— Start of DATA PROVIDED —
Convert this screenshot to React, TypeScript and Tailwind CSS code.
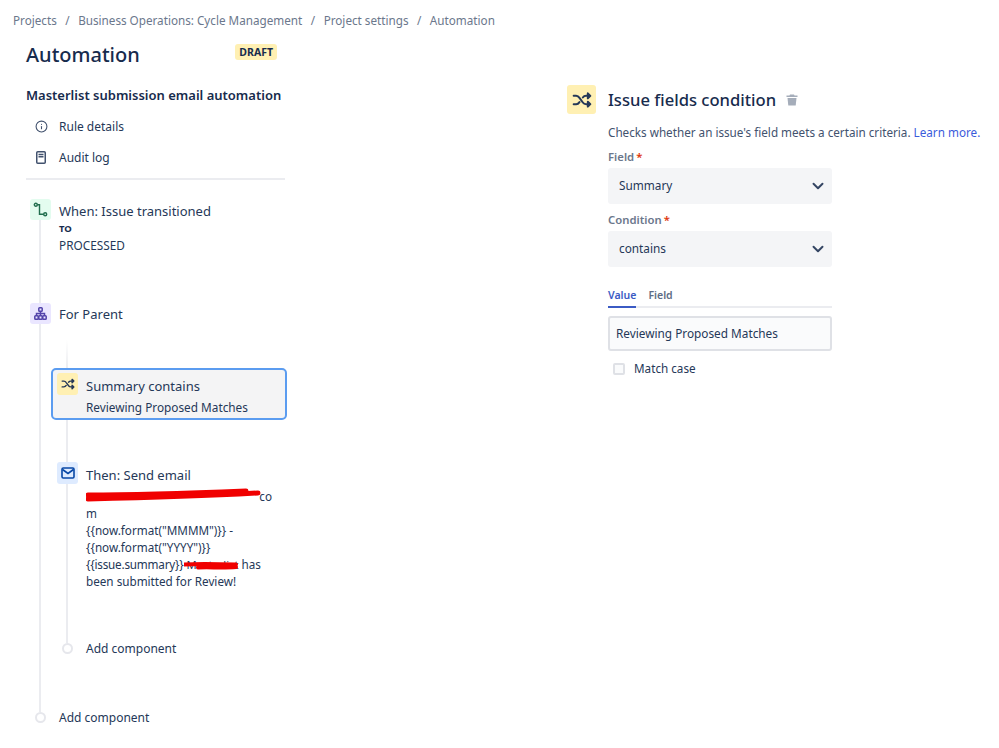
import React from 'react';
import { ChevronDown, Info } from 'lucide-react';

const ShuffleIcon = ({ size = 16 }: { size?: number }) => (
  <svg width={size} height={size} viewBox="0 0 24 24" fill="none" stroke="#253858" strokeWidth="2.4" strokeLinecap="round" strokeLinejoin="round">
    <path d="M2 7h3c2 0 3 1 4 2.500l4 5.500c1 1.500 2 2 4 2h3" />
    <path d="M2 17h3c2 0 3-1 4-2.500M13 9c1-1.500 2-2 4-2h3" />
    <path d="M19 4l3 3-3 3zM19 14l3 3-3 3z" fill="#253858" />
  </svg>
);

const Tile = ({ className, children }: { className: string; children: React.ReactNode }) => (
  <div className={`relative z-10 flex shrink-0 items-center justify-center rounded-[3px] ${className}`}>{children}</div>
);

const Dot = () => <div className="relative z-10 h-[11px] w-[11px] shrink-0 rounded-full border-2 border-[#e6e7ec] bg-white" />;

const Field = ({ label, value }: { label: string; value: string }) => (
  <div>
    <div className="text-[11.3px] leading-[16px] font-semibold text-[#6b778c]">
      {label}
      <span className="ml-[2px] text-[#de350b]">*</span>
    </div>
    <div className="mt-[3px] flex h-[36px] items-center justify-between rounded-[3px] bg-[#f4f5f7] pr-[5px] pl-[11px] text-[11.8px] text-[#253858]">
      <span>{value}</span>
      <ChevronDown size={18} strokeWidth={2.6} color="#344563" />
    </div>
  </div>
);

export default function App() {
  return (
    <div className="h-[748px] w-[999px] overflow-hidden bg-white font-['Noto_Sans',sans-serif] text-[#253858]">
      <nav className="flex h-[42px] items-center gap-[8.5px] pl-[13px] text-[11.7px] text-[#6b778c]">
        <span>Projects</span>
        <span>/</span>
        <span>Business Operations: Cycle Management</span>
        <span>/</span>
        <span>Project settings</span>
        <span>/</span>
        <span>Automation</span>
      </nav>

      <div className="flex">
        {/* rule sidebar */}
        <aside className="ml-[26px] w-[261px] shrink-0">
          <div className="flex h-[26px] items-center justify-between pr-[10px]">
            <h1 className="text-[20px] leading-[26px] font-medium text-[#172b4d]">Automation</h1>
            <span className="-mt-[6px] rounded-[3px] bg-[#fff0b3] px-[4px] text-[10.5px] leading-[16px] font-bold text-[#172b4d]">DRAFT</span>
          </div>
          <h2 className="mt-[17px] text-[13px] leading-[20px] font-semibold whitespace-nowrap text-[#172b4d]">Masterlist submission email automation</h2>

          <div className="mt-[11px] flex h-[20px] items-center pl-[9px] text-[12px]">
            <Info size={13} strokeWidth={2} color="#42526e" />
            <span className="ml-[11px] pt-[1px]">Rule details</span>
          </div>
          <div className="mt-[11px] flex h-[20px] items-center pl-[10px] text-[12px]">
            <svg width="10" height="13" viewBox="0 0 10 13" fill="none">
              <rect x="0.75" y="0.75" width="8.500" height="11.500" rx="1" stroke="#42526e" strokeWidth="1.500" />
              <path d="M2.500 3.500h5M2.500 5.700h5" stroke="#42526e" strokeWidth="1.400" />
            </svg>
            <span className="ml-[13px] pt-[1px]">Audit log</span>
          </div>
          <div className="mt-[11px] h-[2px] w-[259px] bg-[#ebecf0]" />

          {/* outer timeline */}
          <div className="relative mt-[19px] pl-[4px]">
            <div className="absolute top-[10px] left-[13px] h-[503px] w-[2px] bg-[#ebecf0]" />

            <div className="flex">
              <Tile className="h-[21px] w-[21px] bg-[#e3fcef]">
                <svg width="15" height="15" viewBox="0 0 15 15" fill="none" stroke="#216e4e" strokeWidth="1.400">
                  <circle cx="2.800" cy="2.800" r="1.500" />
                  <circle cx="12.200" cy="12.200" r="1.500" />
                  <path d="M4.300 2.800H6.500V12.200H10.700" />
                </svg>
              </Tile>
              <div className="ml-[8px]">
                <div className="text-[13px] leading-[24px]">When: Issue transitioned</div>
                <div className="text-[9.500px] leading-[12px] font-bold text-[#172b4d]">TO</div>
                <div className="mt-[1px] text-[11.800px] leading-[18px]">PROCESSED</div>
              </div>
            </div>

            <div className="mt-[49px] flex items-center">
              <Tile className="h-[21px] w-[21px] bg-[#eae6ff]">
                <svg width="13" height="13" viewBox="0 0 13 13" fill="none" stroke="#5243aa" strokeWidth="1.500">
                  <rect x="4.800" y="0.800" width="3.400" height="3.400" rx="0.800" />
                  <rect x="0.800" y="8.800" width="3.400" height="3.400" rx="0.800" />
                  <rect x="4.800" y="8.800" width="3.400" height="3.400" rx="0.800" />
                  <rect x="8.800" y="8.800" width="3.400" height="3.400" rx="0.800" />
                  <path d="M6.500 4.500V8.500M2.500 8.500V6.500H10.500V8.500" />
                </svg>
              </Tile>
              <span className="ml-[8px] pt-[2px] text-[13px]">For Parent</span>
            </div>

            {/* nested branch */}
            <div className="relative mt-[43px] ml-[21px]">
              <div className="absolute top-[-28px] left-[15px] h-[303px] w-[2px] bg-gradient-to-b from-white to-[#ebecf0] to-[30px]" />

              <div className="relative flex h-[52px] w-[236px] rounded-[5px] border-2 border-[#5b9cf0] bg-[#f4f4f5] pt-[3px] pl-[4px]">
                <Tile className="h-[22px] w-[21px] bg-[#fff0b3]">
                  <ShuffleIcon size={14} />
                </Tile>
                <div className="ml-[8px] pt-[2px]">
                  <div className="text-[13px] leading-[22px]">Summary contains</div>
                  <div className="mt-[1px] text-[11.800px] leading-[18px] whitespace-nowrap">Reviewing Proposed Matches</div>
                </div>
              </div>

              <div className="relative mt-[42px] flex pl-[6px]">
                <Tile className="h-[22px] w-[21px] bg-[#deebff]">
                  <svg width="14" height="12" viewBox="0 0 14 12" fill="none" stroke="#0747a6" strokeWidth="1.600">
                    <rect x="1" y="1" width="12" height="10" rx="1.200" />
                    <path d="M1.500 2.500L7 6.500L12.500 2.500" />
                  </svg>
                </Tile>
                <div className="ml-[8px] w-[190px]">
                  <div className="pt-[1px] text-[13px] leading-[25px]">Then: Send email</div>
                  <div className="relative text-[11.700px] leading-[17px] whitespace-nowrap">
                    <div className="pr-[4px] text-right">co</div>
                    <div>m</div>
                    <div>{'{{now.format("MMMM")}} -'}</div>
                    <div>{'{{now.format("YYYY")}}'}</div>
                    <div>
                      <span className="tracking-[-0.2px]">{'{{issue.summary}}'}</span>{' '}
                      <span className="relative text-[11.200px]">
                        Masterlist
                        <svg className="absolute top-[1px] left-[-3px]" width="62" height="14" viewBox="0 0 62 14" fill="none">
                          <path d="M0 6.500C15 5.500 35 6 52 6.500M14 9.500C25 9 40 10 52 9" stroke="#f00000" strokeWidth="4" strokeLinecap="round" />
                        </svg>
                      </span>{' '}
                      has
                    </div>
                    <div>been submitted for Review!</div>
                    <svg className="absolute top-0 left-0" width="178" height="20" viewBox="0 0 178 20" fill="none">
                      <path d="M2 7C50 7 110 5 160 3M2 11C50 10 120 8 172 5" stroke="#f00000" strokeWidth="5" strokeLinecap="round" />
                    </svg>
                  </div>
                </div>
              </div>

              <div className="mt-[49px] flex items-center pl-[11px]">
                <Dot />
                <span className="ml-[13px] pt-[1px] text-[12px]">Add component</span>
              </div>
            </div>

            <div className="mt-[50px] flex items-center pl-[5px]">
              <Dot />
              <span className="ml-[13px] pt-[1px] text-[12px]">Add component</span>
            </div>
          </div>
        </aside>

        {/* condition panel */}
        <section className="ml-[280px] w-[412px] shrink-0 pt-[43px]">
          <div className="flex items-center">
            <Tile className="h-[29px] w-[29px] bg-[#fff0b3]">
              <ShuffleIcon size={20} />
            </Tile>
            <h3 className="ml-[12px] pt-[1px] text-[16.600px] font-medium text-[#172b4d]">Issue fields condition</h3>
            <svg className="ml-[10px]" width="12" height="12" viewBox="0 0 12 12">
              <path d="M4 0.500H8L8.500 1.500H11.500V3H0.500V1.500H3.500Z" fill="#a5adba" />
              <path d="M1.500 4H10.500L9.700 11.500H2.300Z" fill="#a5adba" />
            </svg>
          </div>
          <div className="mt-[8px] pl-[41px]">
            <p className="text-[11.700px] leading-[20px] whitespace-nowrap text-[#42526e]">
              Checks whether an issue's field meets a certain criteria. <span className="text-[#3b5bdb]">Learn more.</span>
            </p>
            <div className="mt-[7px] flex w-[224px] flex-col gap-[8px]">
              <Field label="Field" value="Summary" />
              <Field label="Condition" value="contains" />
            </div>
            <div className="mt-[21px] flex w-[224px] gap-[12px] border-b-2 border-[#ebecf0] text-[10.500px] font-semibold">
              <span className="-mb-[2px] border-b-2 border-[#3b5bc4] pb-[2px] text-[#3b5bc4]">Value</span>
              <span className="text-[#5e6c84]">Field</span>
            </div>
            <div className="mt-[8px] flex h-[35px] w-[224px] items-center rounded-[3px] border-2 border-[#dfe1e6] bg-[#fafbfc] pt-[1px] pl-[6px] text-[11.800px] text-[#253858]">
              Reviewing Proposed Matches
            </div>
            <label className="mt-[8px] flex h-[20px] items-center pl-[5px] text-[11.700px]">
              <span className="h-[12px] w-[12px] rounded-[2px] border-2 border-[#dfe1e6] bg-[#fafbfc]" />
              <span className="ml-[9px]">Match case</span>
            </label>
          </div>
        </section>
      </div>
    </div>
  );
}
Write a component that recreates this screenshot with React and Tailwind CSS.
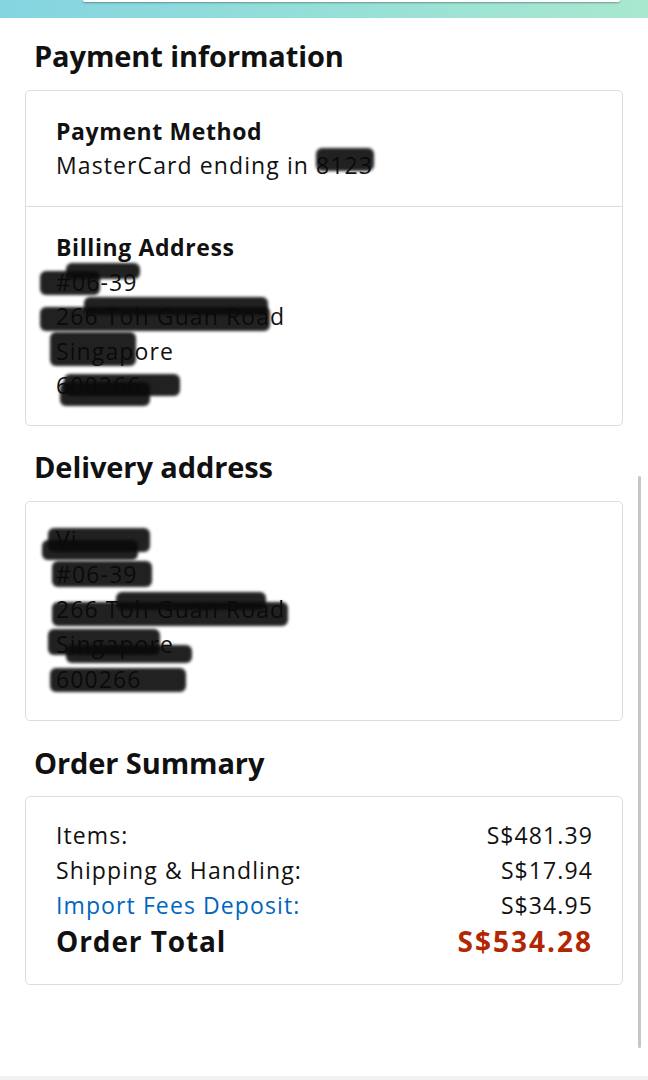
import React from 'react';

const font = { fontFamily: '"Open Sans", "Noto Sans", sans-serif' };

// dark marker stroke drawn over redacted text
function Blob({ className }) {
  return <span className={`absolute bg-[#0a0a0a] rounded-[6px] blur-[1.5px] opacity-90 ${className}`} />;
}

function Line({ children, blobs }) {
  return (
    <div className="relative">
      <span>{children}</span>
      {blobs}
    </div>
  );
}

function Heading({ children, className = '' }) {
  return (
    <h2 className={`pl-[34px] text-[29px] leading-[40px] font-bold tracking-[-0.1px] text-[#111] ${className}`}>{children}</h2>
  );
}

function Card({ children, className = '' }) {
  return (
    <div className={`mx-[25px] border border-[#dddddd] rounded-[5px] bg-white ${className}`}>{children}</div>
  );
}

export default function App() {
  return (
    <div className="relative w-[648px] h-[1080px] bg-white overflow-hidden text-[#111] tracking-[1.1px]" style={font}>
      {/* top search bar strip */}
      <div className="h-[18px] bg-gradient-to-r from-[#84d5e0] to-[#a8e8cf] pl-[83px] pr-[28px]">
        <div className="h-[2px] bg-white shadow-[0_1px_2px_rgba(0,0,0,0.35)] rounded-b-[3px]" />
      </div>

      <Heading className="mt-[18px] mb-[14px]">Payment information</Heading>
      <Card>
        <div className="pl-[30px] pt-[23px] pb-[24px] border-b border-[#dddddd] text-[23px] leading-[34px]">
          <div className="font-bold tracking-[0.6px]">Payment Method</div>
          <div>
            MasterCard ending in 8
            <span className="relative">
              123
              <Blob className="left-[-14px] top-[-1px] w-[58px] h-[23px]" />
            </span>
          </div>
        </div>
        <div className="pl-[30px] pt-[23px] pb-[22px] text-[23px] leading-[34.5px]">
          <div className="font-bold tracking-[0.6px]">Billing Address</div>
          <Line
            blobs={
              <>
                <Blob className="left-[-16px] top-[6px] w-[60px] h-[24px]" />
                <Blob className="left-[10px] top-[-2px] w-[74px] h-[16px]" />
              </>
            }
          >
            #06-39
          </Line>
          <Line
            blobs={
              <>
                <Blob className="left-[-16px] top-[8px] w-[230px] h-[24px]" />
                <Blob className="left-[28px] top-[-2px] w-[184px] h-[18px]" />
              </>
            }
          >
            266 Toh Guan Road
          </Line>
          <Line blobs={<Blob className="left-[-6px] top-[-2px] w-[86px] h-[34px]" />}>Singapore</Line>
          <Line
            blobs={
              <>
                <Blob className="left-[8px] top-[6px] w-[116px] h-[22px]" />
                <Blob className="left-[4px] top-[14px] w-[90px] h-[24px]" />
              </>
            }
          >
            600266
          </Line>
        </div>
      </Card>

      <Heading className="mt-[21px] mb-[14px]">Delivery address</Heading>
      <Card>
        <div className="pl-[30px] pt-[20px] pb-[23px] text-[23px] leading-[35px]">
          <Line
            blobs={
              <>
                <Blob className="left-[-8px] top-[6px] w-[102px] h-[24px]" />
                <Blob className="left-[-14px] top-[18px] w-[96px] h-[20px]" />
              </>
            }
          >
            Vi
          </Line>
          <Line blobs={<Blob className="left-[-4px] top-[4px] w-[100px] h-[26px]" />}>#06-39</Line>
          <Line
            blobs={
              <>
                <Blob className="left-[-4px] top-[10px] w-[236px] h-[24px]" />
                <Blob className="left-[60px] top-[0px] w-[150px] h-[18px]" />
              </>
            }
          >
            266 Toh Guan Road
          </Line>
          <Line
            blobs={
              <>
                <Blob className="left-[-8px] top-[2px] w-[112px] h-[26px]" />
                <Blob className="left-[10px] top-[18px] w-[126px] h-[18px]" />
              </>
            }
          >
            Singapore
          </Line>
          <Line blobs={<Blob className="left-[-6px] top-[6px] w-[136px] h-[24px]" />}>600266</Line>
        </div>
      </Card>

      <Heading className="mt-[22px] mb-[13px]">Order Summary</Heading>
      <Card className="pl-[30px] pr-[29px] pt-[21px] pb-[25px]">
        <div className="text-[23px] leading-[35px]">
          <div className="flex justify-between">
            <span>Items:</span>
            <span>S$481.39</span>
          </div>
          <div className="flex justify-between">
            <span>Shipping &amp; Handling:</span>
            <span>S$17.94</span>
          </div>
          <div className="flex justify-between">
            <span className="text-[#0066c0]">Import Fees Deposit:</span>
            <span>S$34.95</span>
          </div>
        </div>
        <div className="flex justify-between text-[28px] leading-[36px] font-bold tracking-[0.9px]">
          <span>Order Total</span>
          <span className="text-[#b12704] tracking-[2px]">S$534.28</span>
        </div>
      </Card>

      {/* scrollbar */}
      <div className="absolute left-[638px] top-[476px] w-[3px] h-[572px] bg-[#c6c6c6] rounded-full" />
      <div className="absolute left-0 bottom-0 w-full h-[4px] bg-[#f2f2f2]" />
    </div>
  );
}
— End of DATA PROVIDED —
All lines that include "component" are to be gathered and copied.

THE OUTPUT
                <span className="ml-[13px] pt-[1px] text-[12px]">Add component</span>
              <span className="ml-[13px] pt-[1px] text-[12px]">Add component</span>
Write a component that recreates this screenshot with React and Tailwind CSS.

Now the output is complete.